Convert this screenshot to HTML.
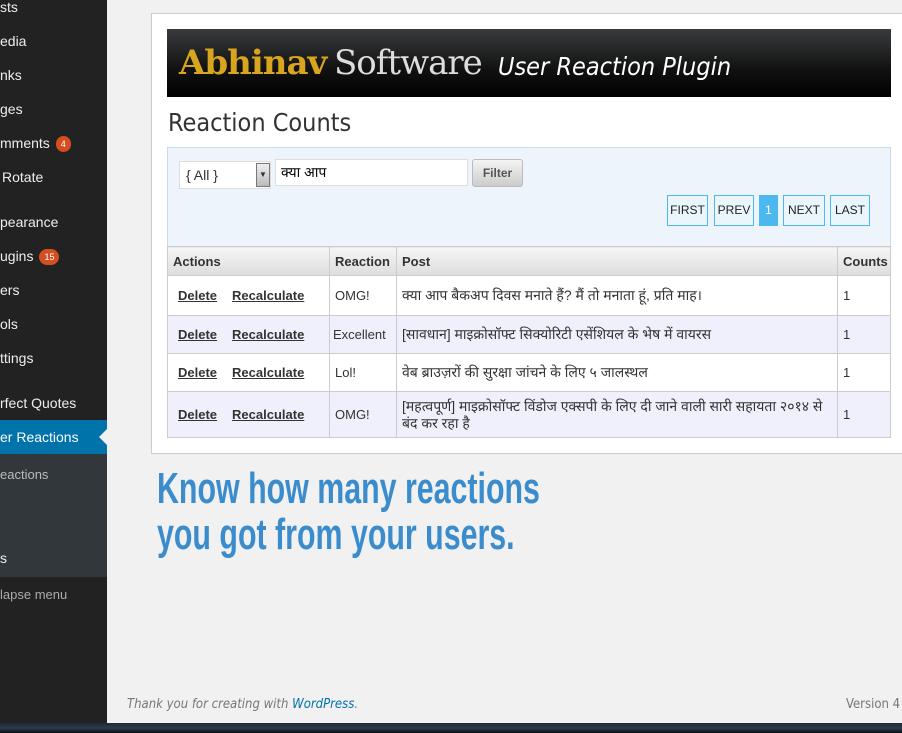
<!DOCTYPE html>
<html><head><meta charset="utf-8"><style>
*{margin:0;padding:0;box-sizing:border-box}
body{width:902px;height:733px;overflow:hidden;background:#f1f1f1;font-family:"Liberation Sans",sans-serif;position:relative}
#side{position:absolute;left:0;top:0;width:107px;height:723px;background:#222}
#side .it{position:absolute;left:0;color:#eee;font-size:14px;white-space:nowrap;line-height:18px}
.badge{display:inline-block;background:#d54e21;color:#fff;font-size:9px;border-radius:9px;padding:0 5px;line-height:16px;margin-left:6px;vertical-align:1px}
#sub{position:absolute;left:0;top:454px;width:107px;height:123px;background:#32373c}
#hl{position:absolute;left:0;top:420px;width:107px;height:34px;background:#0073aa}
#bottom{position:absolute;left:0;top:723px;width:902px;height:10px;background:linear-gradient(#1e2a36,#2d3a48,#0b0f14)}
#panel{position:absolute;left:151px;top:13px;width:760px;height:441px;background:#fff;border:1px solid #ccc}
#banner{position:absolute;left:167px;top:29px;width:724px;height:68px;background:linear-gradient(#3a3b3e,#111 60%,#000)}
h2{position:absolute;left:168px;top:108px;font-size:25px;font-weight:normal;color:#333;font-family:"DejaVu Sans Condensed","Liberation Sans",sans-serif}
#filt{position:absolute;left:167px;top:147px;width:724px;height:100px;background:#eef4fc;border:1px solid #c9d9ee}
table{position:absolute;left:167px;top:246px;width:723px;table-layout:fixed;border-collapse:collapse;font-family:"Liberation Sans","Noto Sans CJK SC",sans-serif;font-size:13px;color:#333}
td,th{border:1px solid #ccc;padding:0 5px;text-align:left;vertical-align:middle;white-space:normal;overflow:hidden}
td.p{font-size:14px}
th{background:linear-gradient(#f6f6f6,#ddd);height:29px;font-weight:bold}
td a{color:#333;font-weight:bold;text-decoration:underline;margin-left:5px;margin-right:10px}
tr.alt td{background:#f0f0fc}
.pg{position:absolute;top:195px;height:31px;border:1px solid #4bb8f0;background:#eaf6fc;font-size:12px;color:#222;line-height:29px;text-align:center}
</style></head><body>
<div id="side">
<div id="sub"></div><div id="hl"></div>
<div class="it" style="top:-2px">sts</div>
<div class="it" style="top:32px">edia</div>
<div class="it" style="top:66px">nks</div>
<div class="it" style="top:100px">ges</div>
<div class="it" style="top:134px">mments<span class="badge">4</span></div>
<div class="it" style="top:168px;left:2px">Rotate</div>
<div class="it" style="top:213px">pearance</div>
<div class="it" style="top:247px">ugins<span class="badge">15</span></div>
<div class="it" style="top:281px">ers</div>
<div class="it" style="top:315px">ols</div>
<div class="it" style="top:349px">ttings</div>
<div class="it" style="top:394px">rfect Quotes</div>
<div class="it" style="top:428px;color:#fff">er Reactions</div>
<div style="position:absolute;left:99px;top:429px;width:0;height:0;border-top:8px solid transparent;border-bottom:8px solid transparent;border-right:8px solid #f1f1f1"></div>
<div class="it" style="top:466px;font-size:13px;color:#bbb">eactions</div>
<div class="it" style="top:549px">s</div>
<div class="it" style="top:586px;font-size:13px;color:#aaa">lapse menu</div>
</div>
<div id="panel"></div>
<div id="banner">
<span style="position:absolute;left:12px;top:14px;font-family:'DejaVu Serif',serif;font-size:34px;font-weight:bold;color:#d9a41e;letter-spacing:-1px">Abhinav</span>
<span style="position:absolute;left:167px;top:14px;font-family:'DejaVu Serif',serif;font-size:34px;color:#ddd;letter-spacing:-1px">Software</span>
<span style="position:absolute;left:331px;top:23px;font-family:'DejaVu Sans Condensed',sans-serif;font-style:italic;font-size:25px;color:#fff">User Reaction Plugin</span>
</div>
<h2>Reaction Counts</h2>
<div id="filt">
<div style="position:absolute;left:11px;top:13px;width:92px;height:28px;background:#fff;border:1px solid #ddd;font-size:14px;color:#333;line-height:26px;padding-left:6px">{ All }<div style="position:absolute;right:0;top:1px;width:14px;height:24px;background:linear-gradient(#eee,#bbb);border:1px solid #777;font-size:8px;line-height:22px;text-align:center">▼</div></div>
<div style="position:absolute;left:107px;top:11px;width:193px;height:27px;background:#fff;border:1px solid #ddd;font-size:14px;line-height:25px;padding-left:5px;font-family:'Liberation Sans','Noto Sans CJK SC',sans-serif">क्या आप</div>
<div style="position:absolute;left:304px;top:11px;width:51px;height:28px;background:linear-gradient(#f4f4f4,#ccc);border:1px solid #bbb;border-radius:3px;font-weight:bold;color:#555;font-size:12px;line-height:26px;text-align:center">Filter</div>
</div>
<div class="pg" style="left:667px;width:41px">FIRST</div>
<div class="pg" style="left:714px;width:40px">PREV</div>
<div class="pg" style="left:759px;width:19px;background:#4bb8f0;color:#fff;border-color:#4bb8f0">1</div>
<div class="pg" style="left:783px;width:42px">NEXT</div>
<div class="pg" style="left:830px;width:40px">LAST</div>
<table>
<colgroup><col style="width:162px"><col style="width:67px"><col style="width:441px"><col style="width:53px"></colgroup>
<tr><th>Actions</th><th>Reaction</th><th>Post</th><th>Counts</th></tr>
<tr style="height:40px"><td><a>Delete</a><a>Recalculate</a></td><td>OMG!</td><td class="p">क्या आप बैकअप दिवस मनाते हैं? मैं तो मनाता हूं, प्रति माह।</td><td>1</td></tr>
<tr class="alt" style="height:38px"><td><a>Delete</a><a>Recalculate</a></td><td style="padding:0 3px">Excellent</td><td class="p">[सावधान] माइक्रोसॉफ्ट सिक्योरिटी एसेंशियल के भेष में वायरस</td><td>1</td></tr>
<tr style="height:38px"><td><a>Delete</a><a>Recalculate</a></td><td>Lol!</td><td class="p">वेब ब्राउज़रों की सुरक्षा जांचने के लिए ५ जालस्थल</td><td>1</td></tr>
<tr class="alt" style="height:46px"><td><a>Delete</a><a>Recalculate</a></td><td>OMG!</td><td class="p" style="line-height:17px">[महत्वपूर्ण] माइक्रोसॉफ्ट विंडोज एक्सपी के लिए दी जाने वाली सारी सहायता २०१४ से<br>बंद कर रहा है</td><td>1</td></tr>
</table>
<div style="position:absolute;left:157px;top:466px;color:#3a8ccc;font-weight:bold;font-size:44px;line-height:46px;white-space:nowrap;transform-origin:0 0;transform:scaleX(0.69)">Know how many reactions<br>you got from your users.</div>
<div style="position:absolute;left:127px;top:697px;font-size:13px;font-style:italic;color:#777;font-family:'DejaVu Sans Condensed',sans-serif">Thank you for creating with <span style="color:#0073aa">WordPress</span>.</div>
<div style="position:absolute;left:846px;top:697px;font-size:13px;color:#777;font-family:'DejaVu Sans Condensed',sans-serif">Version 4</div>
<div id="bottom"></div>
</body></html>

▶ [The task] Make an exact copy of the listing above. Do not include the pictures.

▶ [Expected output]
Convert this screenshot to HTML.
<!DOCTYPE html>
<html><head><meta charset="utf-8"><style>
*{margin:0;padding:0;box-sizing:border-box}
body{width:902px;height:733px;overflow:hidden;background:#f1f1f1;font-family:"Liberation Sans",sans-serif;position:relative}
#side{position:absolute;left:0;top:0;width:107px;height:723px;background:#222}
#side .it{position:absolute;left:0;color:#eee;font-size:14px;white-space:nowrap;line-height:18px}
.badge{display:inline-block;background:#d54e21;color:#fff;font-size:9px;border-radius:9px;padding:0 5px;line-height:16px;margin-left:6px;vertical-align:1px}
#sub{position:absolute;left:0;top:454px;width:107px;height:123px;background:#32373c}
#hl{position:absolute;left:0;top:420px;width:107px;height:34px;background:#0073aa}
#bottom{position:absolute;left:0;top:723px;width:902px;height:10px;background:linear-gradient(#1e2a36,#2d3a48,#0b0f14)}
#panel{position:absolute;left:151px;top:13px;width:760px;height:441px;background:#fff;border:1px solid #ccc}
#banner{position:absolute;left:167px;top:29px;width:724px;height:68px;background:linear-gradient(#3a3b3e,#111 60%,#000)}
h2{position:absolute;left:168px;top:108px;font-size:25px;font-weight:normal;color:#333;font-family:"DejaVu Sans Condensed","Liberation Sans",sans-serif}
#filt{position:absolute;left:167px;top:147px;width:724px;height:100px;background:#eef4fc;border:1px solid #c9d9ee}
table{position:absolute;left:167px;top:246px;width:723px;table-layout:fixed;border-collapse:collapse;font-family:"Liberation Sans","Noto Sans CJK SC",sans-serif;font-size:13px;color:#333}
td,th{border:1px solid #ccc;padding:0 5px;text-align:left;vertical-align:middle;white-space:normal;overflow:hidden}
td.p{font-size:14px}
th{background:linear-gradient(#f6f6f6,#ddd);height:29px;font-weight:bold}
td a{color:#333;font-weight:bold;text-decoration:underline;margin-left:5px;margin-right:10px}
tr.alt td{background:#f0f0fc}
.pg{position:absolute;top:195px;height:31px;border:1px solid #4bb8f0;background:#eaf6fc;font-size:12px;color:#222;line-height:29px;text-align:center}
</style></head><body>
<div id="side">
<div id="sub"></div><div id="hl"></div>
<div class="it" style="top:-2px">sts</div>
<div class="it" style="top:32px">edia</div>
<div class="it" style="top:66px">nks</div>
<div class="it" style="top:100px">ges</div>
<div class="it" style="top:134px">mments<span class="badge">4</span></div>
<div class="it" style="top:168px;left:2px">Rotate</div>
<div class="it" style="top:213px">pearance</div>
<div class="it" style="top:247px">ugins<span class="badge">15</span></div>
<div class="it" style="top:281px">ers</div>
<div class="it" style="top:315px">ols</div>
<div class="it" style="top:349px">ttings</div>
<div class="it" style="top:394px">rfect Quotes</div>
<div class="it" style="top:428px;color:#fff">er Reactions</div>
<div style="position:absolute;left:99px;top:429px;width:0;height:0;border-top:8px solid transparent;border-bottom:8px solid transparent;border-right:8px solid #f1f1f1"></div>
<div class="it" style="top:466px;font-size:13px;color:#bbb">eactions</div>
<div class="it" style="top:549px">s</div>
<div class="it" style="top:586px;font-size:13px;color:#aaa">lapse menu</div>
</div>
<div id="panel"></div>
<div id="banner">
<span style="position:absolute;left:12px;top:14px;font-family:'DejaVu Serif',serif;font-size:34px;font-weight:bold;color:#d9a41e;letter-spacing:-1px">Abhinav</span>
<span style="position:absolute;left:167px;top:14px;font-family:'DejaVu Serif',serif;font-size:34px;color:#ddd;letter-spacing:-1px">Software</span>
<span style="position:absolute;left:331px;top:23px;font-family:'DejaVu Sans Condensed',sans-serif;font-style:italic;font-size:25px;color:#fff">User Reaction Plugin</span>
</div>
<h2>Reaction Counts</h2>
<div id="filt">
<div style="position:absolute;left:11px;top:13px;width:92px;height:28px;background:#fff;border:1px solid #ddd;font-size:14px;color:#333;line-height:26px;padding-left:6px">{ All }<div style="position:absolute;right:0;top:1px;width:14px;height:24px;background:linear-gradient(#eee,#bbb);border:1px solid #777;font-size:8px;line-height:22px;text-align:center">▼</div></div>
<div style="position:absolute;left:107px;top:11px;width:193px;height:27px;background:#fff;border:1px solid #ddd;font-size:14px;line-height:25px;padding-left:5px;font-family:'Liberation Sans','Noto Sans CJK SC',sans-serif">क्या आप</div>
<div style="position:absolute;left:304px;top:11px;width:51px;height:28px;background:linear-gradient(#f4f4f4,#ccc);border:1px solid #bbb;border-radius:3px;font-weight:bold;color:#555;font-size:12px;line-height:26px;text-align:center">Filter</div>
</div>
<div class="pg" style="left:667px;width:41px">FIRST</div>
<div class="pg" style="left:714px;width:40px">PREV</div>
<div class="pg" style="left:759px;width:19px;background:#4bb8f0;color:#fff;border-color:#4bb8f0">1</div>
<div class="pg" style="left:783px;width:42px">NEXT</div>
<div class="pg" style="left:830px;width:40px">LAST</div>
<table>
<colgroup><col style="width:162px"><col style="width:67px"><col style="width:441px"><col style="width:53px"></colgroup>
<tr><th>Actions</th><th>Reaction</th><th>Post</th><th>Counts</th></tr>
<tr style="height:40px"><td><a>Delete</a><a>Recalculate</a></td><td>OMG!</td><td class="p">क्या आप बैकअप दिवस मनाते हैं? मैं तो मनाता हूं, प्रति माह।</td><td>1</td></tr>
<tr class="alt" style="height:38px"><td><a>Delete</a><a>Recalculate</a></td><td style="padding:0 3px">Excellent</td><td class="p">[सावधान] माइक्रोसॉफ्ट सिक्योरिटी एसेंशियल के भेष में वायरस</td><td>1</td></tr>
<tr style="height:38px"><td><a>Delete</a><a>Recalculate</a></td><td>Lol!</td><td class="p">वेब ब्राउज़रों की सुरक्षा जांचने के लिए ५ जालस्थल</td><td>1</td></tr>
<tr class="alt" style="height:46px"><td><a>Delete</a><a>Recalculate</a></td><td>OMG!</td><td class="p" style="line-height:17px">[महत्वपूर्ण] माइक्रोसॉफ्ट विंडोज एक्सपी के लिए दी जाने वाली सारी सहायता २०१४ से<br>बंद कर रहा है</td><td>1</td></tr>
</table>
<div style="position:absolute;left:157px;top:466px;color:#3a8ccc;font-weight:bold;font-size:44px;line-height:46px;white-space:nowrap;transform-origin:0 0;transform:scaleX(0.69)">Know how many reactions<br>you got from your users.</div>
<div style="position:absolute;left:127px;top:697px;font-size:13px;font-style:italic;color:#777;font-family:'DejaVu Sans Condensed',sans-serif">Thank you for creating with <span style="color:#0073aa">WordPress</span>.</div>
<div style="position:absolute;left:846px;top:697px;font-size:13px;color:#777;font-family:'DejaVu Sans Condensed',sans-serif">Version 4</div>
<div id="bottom"></div>
</body></html>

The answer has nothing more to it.